Reproduce exactly the lines below, from the first one through the line containing "none; stroke: currentColor;", and omit any pictures.

====== Information supplied

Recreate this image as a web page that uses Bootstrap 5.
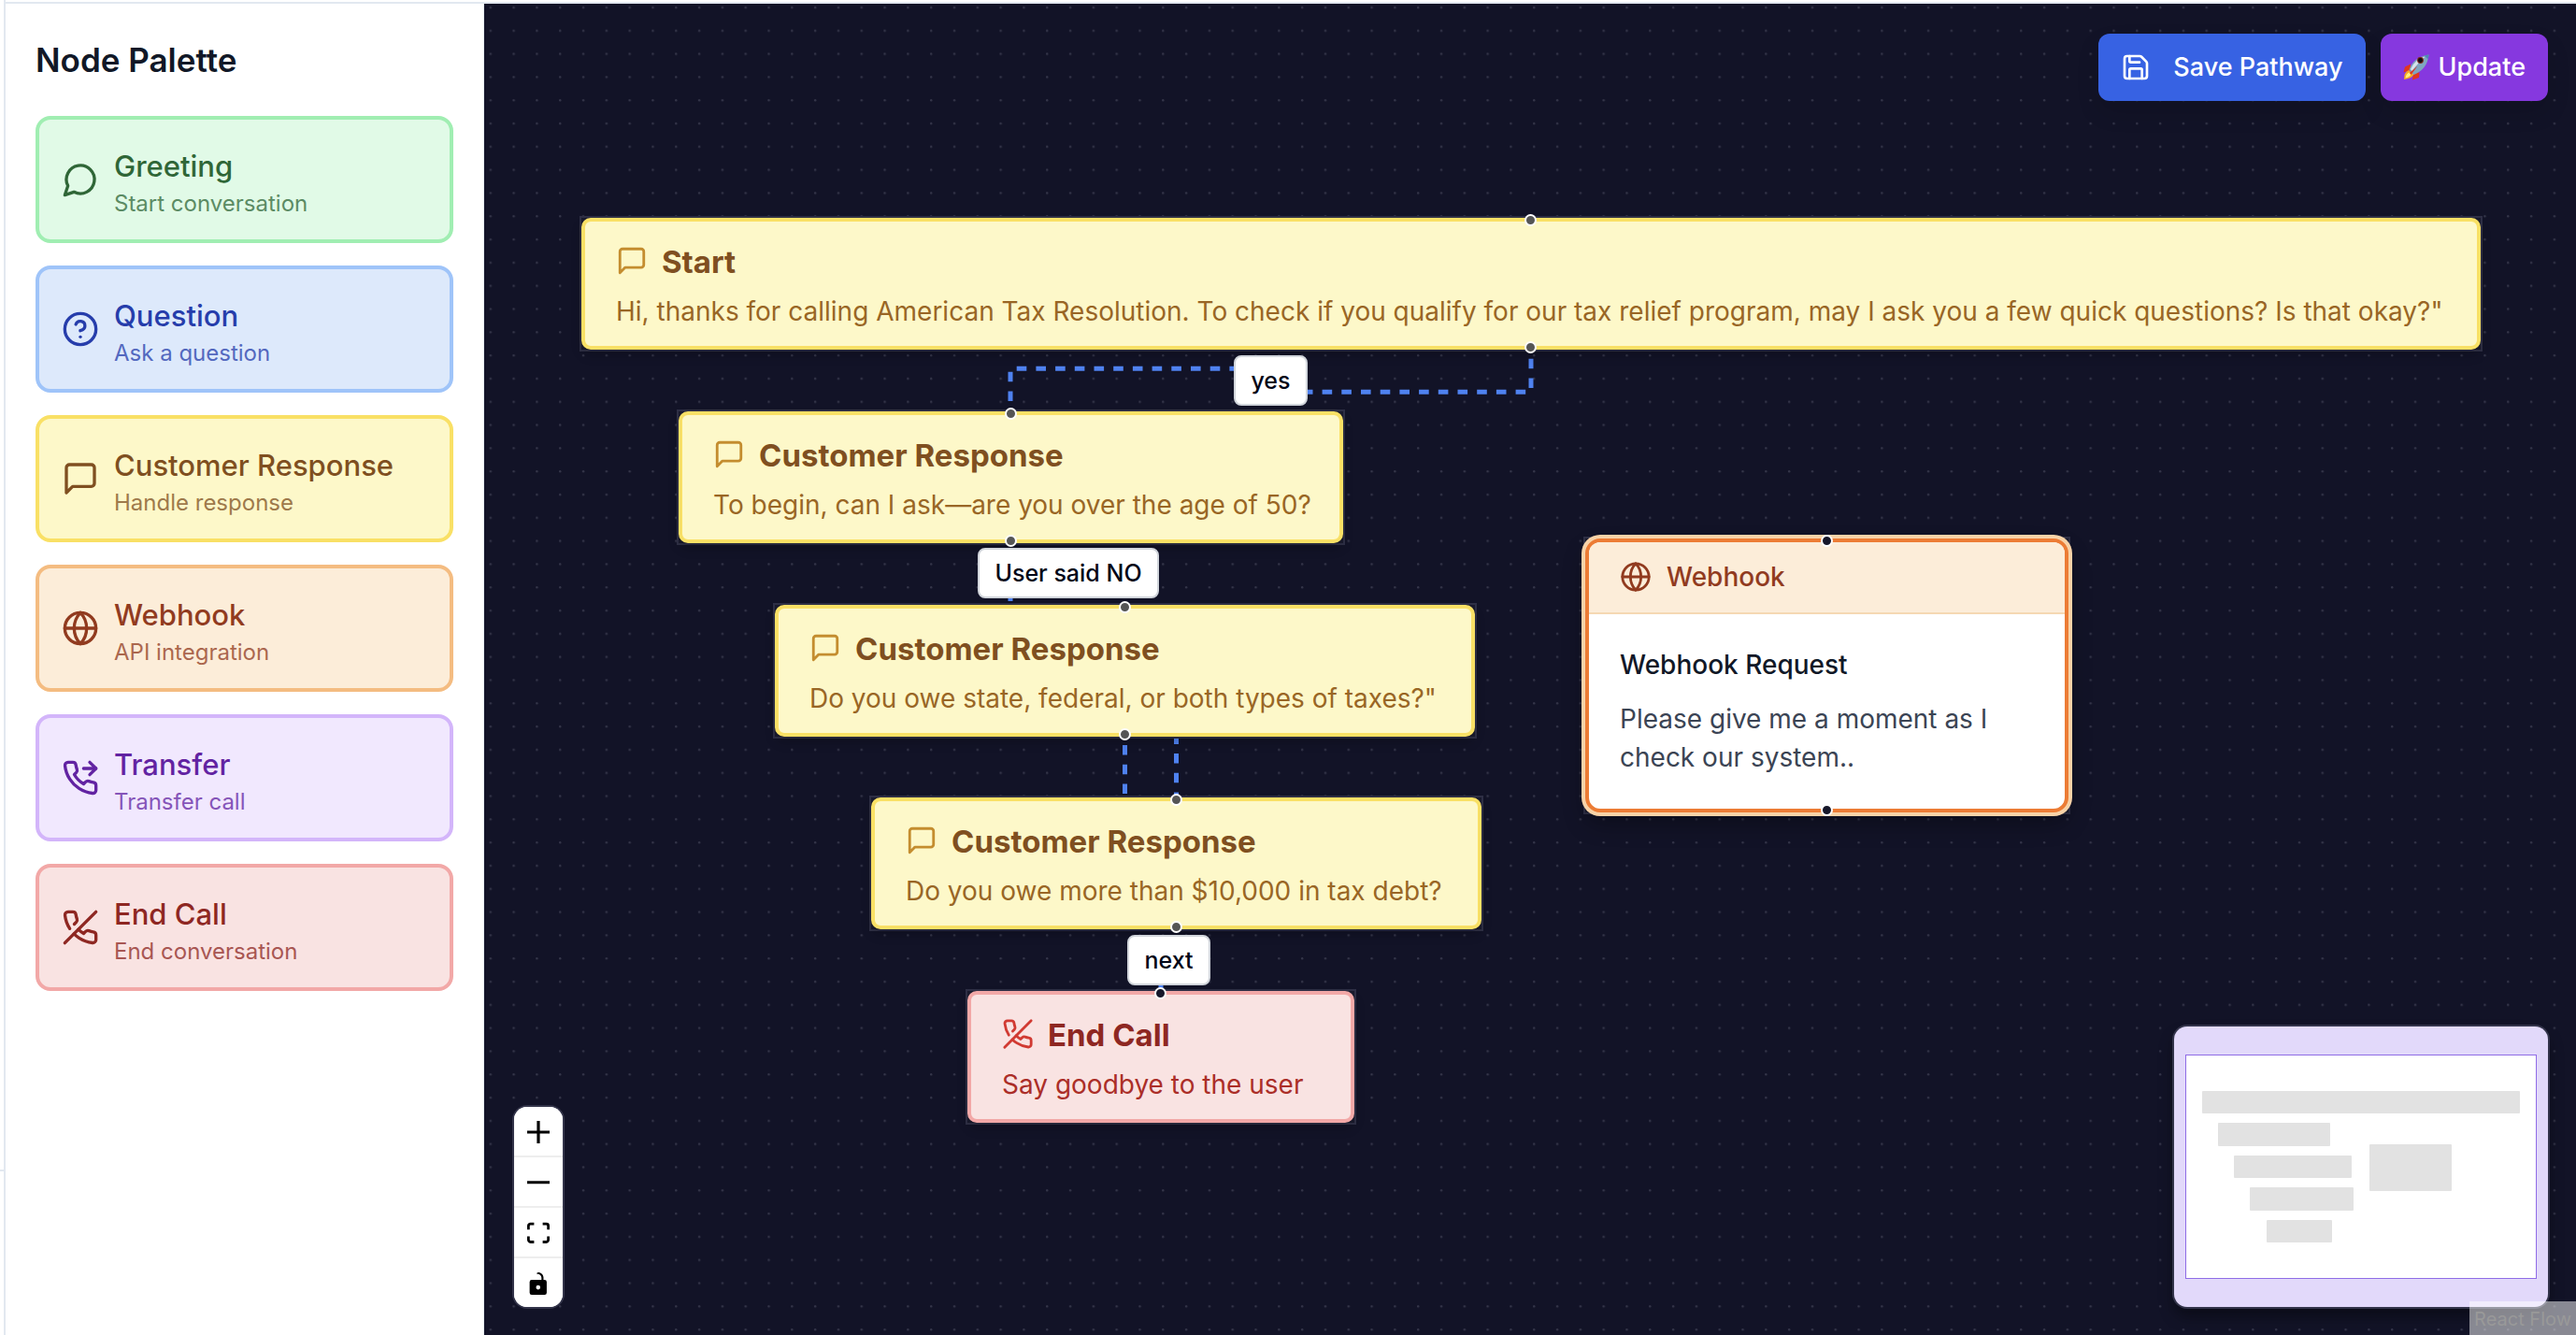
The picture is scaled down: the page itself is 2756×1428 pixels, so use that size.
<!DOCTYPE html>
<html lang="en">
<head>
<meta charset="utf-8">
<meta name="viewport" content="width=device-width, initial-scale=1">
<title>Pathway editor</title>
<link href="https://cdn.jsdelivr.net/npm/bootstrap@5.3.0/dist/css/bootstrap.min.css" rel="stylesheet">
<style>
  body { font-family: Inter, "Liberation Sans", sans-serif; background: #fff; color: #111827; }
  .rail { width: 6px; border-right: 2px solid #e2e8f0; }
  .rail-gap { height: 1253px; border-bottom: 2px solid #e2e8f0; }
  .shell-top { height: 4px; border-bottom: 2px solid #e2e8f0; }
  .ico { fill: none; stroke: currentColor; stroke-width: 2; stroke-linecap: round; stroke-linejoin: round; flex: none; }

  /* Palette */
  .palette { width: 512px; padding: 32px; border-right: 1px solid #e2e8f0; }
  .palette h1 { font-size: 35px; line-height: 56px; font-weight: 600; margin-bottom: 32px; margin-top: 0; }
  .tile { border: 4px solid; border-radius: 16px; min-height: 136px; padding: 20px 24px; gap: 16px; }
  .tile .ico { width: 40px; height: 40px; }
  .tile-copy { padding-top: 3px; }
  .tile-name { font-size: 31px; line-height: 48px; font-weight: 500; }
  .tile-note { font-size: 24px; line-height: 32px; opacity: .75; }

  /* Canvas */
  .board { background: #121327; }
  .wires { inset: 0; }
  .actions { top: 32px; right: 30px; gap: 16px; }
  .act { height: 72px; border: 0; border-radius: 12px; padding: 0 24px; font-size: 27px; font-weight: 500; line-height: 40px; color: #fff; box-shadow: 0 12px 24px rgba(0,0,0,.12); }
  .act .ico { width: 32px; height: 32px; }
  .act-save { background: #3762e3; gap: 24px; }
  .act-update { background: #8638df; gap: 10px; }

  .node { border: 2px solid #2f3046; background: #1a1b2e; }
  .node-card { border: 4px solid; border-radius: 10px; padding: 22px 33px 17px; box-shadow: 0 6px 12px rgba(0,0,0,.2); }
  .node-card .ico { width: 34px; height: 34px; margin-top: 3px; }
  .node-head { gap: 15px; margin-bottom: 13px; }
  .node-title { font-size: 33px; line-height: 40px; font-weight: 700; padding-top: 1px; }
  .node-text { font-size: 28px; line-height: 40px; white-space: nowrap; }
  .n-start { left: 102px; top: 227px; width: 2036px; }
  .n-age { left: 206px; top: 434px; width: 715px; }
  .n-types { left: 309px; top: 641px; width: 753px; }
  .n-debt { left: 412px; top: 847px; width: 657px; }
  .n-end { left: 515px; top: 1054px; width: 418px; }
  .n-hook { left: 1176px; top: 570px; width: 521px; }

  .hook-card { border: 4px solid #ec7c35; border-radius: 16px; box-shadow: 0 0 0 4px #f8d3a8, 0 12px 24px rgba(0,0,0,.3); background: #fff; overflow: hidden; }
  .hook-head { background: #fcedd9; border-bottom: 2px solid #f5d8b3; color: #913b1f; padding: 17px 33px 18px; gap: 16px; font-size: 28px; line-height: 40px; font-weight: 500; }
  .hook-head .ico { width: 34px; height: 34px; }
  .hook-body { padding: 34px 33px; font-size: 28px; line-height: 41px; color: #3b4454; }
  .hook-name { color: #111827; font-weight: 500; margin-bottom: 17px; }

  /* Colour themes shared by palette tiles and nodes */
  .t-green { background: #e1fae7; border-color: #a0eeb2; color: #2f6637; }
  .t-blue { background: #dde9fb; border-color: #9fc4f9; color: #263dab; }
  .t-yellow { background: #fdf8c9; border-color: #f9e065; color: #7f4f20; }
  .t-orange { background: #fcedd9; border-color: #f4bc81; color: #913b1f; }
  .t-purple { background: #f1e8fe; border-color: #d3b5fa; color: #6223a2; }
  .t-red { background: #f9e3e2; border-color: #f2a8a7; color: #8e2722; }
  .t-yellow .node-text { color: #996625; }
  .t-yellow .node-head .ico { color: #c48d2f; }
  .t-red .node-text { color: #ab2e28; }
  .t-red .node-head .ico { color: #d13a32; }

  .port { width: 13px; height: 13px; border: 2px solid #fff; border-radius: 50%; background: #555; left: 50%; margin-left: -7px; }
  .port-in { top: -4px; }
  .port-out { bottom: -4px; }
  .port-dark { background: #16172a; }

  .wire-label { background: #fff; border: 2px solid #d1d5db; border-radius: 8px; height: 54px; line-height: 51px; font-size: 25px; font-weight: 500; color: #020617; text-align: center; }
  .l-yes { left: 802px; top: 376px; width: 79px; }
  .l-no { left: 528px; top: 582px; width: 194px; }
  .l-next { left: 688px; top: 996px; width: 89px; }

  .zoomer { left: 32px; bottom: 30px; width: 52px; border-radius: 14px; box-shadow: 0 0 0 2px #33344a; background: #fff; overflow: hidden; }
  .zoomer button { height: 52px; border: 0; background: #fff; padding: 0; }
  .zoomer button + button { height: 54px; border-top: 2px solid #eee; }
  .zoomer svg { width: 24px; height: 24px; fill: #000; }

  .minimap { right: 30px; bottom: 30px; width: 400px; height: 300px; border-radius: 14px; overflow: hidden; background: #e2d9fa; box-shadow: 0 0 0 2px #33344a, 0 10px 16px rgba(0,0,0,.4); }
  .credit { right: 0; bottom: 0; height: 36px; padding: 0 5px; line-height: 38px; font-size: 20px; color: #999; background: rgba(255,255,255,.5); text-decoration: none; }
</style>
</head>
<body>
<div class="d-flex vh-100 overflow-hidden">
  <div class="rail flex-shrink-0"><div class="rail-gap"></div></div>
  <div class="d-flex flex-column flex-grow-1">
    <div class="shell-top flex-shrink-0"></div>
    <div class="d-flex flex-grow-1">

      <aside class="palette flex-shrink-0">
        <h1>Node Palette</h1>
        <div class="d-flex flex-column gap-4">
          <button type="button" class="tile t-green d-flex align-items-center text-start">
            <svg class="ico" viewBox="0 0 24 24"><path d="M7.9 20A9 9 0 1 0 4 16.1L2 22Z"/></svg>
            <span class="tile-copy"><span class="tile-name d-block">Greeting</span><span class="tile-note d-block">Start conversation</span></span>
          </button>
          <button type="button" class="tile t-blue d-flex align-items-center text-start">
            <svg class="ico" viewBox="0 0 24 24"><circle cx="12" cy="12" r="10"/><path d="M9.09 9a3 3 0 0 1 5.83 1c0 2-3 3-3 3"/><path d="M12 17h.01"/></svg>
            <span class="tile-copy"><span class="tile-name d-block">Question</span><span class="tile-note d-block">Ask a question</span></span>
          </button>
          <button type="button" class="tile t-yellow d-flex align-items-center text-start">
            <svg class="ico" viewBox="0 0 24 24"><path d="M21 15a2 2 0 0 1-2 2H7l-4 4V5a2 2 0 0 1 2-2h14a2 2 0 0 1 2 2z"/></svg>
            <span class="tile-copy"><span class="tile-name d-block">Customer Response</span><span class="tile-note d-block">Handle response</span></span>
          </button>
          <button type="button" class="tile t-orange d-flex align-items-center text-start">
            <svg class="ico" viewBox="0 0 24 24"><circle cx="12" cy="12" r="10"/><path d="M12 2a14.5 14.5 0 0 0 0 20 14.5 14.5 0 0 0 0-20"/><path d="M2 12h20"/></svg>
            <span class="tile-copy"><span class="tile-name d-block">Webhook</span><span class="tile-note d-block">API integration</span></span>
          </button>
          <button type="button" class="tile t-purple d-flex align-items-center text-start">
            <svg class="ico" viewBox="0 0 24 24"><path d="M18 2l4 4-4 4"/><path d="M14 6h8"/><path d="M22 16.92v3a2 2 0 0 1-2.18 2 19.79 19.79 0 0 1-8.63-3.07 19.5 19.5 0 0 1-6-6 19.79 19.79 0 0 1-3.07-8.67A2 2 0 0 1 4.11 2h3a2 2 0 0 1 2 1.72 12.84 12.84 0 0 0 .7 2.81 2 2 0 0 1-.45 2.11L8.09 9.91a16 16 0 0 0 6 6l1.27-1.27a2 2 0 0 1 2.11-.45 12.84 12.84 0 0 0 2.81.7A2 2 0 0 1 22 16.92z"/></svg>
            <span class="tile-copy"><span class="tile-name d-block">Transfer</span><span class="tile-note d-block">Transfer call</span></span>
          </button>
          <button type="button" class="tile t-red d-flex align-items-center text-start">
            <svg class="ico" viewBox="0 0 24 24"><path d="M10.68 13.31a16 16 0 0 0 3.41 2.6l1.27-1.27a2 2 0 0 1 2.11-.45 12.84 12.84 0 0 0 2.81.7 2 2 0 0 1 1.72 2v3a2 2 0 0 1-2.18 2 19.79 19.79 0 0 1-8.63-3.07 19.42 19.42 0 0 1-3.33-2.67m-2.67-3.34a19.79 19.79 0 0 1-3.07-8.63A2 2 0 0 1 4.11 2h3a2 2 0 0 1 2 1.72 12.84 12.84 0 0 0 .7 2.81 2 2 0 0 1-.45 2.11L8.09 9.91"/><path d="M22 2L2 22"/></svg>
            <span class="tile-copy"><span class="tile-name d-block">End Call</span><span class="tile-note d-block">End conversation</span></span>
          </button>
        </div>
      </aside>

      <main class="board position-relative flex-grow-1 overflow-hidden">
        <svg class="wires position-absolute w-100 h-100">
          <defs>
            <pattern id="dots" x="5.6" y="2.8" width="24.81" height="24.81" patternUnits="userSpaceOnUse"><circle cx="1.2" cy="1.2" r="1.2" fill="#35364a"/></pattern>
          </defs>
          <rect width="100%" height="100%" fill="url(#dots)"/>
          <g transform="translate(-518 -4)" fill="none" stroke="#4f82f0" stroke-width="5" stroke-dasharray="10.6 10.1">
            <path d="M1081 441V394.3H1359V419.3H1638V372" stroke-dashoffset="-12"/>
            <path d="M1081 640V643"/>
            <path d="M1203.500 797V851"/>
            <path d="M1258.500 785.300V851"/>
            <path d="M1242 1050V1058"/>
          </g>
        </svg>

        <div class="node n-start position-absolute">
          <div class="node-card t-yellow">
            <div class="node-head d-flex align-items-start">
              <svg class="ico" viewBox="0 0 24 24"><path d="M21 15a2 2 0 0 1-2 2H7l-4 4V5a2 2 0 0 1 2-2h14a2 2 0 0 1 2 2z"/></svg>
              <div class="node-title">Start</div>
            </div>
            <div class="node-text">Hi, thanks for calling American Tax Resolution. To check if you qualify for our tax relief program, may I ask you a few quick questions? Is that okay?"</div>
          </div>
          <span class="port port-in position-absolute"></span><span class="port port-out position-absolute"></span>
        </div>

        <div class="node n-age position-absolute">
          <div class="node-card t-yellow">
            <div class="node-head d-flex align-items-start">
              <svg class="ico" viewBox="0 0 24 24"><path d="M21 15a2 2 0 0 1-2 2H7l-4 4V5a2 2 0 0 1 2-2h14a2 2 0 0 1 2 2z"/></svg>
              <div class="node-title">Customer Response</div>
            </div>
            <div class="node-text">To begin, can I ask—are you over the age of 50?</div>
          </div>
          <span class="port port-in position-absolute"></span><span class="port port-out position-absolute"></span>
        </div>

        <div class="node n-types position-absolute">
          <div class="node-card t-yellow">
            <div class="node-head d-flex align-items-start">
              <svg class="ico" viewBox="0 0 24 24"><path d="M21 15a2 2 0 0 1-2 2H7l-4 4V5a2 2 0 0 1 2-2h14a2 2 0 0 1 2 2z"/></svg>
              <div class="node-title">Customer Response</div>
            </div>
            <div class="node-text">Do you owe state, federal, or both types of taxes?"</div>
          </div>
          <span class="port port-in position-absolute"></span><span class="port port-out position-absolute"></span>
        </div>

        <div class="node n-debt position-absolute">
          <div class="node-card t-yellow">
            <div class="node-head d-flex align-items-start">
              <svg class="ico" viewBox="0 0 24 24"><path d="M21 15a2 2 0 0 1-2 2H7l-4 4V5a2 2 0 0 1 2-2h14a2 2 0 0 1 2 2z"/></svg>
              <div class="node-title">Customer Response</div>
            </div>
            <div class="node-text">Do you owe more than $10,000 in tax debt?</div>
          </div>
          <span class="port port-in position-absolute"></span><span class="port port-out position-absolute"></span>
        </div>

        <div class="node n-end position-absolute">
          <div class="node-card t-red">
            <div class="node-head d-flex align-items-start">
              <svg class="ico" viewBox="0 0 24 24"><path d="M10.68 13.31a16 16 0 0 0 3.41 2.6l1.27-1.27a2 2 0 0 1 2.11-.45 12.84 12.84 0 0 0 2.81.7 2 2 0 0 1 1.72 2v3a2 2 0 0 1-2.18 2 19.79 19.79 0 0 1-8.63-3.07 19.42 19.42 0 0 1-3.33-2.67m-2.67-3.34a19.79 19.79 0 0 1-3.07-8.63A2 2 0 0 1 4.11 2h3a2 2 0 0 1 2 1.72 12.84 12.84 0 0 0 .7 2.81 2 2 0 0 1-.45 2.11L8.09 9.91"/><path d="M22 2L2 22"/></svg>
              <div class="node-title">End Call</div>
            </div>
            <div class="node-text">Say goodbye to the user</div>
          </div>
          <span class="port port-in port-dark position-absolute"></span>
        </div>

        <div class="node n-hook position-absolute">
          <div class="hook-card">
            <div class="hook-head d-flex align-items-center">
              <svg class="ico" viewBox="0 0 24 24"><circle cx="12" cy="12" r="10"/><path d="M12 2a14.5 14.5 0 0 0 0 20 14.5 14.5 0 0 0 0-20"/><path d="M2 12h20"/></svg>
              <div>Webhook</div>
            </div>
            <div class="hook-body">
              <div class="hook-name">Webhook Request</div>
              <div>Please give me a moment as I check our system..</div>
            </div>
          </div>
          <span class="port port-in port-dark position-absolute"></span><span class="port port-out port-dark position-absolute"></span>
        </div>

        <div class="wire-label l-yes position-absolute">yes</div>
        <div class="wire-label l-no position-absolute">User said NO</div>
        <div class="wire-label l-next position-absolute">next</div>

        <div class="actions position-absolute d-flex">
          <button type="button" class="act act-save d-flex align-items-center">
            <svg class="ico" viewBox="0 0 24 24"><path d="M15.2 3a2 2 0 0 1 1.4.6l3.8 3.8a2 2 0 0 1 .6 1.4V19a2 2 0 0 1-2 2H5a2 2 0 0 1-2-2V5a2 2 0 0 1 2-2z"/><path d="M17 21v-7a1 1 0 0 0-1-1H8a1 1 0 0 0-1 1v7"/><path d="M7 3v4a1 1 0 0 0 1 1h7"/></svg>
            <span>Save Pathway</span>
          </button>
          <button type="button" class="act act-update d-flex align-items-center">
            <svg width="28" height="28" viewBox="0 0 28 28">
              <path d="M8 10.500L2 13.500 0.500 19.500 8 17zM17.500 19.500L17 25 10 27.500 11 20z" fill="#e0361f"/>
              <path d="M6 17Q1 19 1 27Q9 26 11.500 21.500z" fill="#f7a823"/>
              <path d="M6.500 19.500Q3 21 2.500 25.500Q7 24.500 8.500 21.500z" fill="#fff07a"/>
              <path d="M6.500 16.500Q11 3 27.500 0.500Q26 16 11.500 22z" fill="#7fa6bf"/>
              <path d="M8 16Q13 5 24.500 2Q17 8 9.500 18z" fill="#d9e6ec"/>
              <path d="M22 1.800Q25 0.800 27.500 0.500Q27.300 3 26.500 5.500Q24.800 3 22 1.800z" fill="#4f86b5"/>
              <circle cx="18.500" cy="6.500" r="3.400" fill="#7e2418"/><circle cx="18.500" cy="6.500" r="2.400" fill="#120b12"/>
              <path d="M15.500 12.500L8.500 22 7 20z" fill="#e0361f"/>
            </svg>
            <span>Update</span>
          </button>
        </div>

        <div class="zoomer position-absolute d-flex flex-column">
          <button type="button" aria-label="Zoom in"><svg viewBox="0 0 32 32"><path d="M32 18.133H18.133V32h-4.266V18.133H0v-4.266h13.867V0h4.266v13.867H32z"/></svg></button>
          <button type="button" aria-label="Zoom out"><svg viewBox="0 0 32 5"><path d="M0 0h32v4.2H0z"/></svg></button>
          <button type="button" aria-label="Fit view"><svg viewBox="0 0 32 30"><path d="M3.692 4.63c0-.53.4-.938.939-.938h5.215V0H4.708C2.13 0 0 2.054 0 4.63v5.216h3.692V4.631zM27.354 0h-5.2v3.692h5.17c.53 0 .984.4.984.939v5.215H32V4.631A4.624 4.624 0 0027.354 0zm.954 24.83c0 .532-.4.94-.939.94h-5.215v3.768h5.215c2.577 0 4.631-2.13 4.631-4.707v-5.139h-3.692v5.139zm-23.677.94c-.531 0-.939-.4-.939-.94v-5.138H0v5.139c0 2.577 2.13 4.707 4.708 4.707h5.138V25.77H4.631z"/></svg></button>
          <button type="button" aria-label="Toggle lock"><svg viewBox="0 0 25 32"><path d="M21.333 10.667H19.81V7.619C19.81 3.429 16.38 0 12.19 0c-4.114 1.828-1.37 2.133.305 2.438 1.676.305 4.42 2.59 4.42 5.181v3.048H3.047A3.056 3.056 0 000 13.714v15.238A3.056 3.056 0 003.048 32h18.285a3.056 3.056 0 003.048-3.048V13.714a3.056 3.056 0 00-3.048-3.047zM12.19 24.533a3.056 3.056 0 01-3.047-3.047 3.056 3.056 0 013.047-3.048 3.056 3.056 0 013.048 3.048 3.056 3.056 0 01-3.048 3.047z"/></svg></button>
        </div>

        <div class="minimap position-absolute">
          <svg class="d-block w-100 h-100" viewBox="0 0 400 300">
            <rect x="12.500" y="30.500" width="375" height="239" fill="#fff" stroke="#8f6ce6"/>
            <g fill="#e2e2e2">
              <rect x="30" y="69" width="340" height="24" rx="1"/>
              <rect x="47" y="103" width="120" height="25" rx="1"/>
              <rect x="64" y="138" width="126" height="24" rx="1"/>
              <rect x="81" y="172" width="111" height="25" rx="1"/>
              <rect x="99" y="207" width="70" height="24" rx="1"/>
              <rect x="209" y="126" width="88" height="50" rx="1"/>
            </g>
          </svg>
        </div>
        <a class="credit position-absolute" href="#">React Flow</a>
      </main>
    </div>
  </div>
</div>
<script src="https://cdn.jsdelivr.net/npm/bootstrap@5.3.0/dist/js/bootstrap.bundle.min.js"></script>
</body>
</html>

============

Task response.
Recreate this image as a web page that uses Bootstrap 5.
The picture is scaled down: the page itself is 2756×1428 pixels, so use that size.
<!DOCTYPE html>
<html lang="en">
<head>
<meta charset="utf-8">
<meta name="viewport" content="width=device-width, initial-scale=1">
<title>Pathway editor</title>
<link href="https://cdn.jsdelivr.net/npm/bootstrap@5.3.0/dist/css/bootstrap.min.css" rel="stylesheet">
<style>
  body { font-family: Inter, "Liberation Sans", sans-serif; background: #fff; color: #111827; }
  .rail { width: 6px; border-right: 2px solid #e2e8f0; }
  .rail-gap { height: 1253px; border-bottom: 2px solid #e2e8f0; }
  .shell-top { height: 4px; border-bottom: 2px solid #e2e8f0; }
  .ico { fill: none; stroke: currentColor; stroke-width: 2; stroke-linecap: round; stroke-linejoin: round; flex: none; }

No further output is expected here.